Como observou Pio XI:
“Existe uma instituição capaz de salvaguardar a santidade do direito das nações. Esta instituição é parte de cada nação; ao mesmo tempo, está acima de todas as nações. Ela goza, também, da mais alta autoridade, da plenitude do poder de ensino dos Apóstolos. Tal instituição é a Igreja de Cristo.” (Pio XI, Ubi Arcano Dei ).
Os fiéis devem resistir ao egoísmo ilegal da autoafirmação nacionalista e ao globalismo secular do “iluminismo”.
Agostinho percebeu que, se tivesse sido feito com o consentimento deles, a aplicação da jurisprudência romana às nações não teria causado nenhum dano, e no final foi precisamente isso que aconteceu na era da cristandade. Como observou São Beda, assim que nosso próprio Santo Etelberto foi batizado (um momento retratado sobre o trono do soberano na Câmara dos Lordes), ele começou a “fazer leis à moda romana”. São John Henry Newman viu mais de mil anos depois que “a atual estrutura da sociedade e do governo, na medida em que é representativa dos poderes romanos, é aquela que retém, e o Anticristo é aquele que surgirá quando essa restrição falhar”.

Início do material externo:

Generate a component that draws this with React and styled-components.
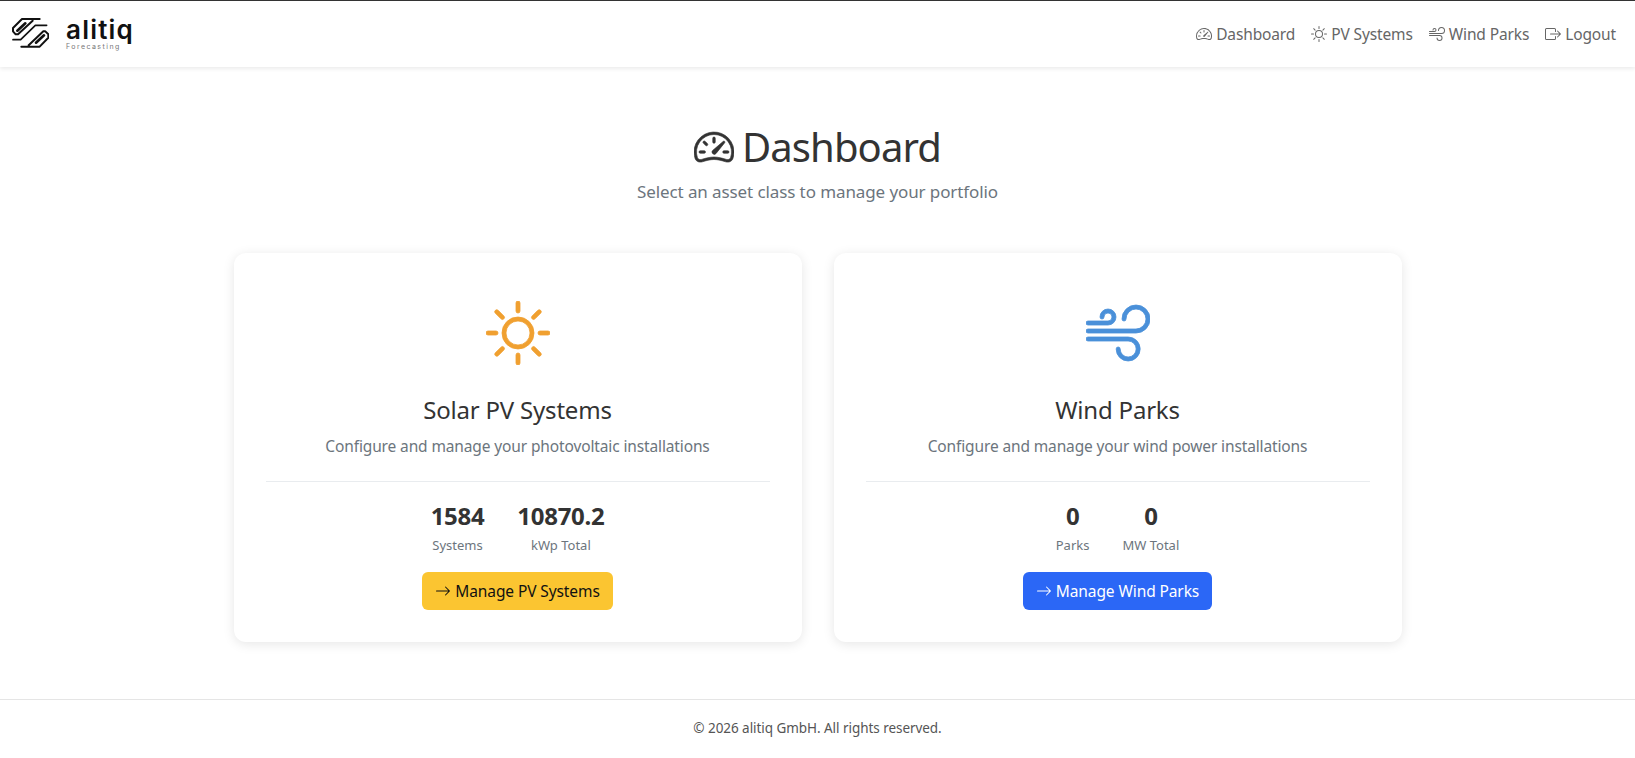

Hoje, enfrentamos esse espírito sem lei em duas formas aparentemente opostas: o egoísmo coletivizado raivoso, que toma a corrupção das chamadas “instituições internacionais” como desculpa para reviver o imperialismo mais descarado do século XIX, e o pseudo-humanitarismo do internacionalismo secular anti-humano. Por dois mil anos, os fiéis têm estado em guarda para a vinda da besta e do falso profeta. Quem poderia ter previsto que eles atrairiam os homens para seu abraço se disfarçando de inimigos?